● **Short task**: Each line from the one containing "Write the React, TypeScript" through the one containing "number; label: string;" is to be retyped exactly, both end lines included, and all other lines left out.

● **Material for this task**:
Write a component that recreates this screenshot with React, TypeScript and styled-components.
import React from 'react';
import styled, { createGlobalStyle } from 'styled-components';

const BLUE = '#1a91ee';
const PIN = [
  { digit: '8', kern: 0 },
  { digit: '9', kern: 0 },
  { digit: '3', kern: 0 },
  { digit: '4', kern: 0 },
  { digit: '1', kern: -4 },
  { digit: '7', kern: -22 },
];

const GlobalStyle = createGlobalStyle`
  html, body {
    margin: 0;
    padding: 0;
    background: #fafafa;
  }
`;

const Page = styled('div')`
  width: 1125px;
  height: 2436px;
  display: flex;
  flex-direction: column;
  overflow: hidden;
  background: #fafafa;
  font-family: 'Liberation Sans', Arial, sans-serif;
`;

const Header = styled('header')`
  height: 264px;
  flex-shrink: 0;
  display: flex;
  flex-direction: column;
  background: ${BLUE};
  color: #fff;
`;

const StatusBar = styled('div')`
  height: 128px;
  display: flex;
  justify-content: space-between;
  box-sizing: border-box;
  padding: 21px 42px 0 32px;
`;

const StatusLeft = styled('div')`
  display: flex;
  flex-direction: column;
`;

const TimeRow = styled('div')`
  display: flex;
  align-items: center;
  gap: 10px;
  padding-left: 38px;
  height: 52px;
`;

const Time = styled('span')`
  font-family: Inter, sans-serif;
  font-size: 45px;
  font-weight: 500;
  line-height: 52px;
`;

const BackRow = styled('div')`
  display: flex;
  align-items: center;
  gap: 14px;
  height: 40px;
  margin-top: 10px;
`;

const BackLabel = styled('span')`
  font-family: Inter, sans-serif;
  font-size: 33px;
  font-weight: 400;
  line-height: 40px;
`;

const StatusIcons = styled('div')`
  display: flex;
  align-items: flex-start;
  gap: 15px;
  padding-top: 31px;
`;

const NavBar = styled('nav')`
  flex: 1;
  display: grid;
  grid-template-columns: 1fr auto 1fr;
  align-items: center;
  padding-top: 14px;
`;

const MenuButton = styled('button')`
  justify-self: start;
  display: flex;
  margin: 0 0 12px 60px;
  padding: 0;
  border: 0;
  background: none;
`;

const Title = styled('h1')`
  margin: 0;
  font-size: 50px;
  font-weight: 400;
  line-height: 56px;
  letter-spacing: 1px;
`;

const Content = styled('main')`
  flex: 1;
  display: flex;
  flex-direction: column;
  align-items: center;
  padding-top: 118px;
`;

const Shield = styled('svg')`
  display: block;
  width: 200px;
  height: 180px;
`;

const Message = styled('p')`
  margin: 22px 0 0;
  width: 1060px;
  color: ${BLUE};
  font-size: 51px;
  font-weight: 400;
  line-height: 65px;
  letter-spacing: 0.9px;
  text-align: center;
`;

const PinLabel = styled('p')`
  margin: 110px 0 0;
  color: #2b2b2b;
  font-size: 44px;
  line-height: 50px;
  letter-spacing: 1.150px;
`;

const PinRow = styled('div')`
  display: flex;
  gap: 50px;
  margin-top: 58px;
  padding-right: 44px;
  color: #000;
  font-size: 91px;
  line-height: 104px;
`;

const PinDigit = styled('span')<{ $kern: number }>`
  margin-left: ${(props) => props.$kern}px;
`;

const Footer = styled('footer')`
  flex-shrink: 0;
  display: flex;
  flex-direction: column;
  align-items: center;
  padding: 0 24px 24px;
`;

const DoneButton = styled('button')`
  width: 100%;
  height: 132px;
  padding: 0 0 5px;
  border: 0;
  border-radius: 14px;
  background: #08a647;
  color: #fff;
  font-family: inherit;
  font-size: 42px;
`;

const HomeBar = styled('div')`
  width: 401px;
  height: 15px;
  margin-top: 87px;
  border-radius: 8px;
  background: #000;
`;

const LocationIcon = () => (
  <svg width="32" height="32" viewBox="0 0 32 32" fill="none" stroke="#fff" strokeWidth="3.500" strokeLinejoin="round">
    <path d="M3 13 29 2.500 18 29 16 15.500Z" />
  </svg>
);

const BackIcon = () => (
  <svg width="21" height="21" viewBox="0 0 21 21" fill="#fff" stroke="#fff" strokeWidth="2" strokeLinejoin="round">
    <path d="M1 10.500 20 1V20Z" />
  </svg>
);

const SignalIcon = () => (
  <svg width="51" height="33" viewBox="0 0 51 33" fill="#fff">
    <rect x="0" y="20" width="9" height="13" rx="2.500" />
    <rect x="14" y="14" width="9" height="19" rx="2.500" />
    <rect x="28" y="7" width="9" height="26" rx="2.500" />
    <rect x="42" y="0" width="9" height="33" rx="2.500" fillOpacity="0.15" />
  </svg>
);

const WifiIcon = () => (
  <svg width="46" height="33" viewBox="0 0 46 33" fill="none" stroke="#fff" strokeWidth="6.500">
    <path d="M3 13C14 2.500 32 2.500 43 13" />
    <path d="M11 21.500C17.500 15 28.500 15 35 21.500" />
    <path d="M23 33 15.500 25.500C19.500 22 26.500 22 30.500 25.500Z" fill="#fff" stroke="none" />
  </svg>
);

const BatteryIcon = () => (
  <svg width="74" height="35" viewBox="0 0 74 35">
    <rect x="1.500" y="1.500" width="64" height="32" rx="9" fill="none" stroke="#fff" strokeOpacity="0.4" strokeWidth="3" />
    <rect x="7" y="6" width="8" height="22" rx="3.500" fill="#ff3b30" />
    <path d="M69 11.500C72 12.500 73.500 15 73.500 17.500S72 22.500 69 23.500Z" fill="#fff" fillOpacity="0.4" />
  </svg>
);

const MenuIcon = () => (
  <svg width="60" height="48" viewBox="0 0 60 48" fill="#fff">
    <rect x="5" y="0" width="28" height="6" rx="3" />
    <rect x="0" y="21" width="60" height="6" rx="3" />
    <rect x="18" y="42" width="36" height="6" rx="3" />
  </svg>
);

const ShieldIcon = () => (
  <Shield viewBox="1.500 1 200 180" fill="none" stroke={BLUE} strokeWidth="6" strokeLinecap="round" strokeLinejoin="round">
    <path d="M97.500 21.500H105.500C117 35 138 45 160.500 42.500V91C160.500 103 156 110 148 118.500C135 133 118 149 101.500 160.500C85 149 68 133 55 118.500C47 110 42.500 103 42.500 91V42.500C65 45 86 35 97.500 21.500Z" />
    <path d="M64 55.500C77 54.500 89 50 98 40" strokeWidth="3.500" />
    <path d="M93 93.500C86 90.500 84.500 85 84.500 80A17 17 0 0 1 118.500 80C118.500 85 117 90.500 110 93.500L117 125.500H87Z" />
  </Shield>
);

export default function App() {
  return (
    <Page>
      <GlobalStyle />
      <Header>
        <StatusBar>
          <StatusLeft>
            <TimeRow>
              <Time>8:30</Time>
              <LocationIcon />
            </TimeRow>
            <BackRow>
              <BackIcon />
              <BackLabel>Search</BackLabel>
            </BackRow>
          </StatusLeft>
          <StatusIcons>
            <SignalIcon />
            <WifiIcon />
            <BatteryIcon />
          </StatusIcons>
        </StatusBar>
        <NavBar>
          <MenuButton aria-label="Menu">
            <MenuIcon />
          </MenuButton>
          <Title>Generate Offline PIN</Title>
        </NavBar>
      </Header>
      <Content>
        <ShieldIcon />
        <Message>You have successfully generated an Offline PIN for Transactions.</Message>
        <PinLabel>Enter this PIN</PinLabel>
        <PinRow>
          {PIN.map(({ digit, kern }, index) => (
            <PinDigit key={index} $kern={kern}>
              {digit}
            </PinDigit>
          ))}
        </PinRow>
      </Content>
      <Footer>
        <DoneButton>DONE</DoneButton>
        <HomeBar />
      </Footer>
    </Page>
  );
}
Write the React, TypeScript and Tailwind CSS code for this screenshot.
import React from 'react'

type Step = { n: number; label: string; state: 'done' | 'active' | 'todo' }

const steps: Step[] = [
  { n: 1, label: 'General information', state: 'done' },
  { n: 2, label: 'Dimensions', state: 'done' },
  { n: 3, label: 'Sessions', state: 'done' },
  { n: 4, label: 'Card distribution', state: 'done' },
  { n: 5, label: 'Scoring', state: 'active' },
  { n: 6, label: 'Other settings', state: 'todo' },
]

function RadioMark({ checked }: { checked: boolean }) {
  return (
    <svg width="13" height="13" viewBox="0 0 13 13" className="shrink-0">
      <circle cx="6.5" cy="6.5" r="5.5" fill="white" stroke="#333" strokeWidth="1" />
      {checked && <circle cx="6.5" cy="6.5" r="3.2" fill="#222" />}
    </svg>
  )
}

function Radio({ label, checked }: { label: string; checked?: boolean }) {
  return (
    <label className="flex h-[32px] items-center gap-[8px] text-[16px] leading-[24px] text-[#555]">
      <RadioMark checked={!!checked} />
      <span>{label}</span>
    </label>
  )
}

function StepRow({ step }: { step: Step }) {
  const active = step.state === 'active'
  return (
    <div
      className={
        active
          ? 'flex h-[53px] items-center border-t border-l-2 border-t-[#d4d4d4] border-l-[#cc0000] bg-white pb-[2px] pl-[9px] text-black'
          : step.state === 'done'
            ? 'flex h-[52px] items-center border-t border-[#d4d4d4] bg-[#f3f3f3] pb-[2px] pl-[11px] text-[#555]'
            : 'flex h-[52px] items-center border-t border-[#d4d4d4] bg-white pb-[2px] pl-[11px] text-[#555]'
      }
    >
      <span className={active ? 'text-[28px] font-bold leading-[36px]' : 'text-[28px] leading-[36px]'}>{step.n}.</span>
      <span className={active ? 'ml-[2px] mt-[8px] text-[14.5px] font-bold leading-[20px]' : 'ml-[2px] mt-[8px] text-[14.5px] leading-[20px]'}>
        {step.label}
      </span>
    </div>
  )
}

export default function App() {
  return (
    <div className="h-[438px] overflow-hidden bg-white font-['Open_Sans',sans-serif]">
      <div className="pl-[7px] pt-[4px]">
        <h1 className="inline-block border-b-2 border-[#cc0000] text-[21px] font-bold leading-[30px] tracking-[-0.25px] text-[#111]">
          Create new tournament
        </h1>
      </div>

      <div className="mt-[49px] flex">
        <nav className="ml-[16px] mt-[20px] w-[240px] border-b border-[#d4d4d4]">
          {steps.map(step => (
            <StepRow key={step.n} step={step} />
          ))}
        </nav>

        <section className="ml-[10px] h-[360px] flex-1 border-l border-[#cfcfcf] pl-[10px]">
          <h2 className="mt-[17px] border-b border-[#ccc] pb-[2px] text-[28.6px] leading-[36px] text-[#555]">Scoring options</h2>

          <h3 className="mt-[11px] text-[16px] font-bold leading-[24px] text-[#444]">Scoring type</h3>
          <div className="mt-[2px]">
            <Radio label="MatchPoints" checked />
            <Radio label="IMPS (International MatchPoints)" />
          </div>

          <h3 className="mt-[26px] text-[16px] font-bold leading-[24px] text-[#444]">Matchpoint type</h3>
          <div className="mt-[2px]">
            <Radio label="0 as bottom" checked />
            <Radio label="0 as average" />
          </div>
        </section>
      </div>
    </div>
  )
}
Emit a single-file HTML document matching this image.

● **Worked answer**:
Write the React, TypeScript and Tailwind CSS code for this screenshot.
import React from 'react'

type Step = { n: number; label: string; state: 'done' | 'active' | 'todo' }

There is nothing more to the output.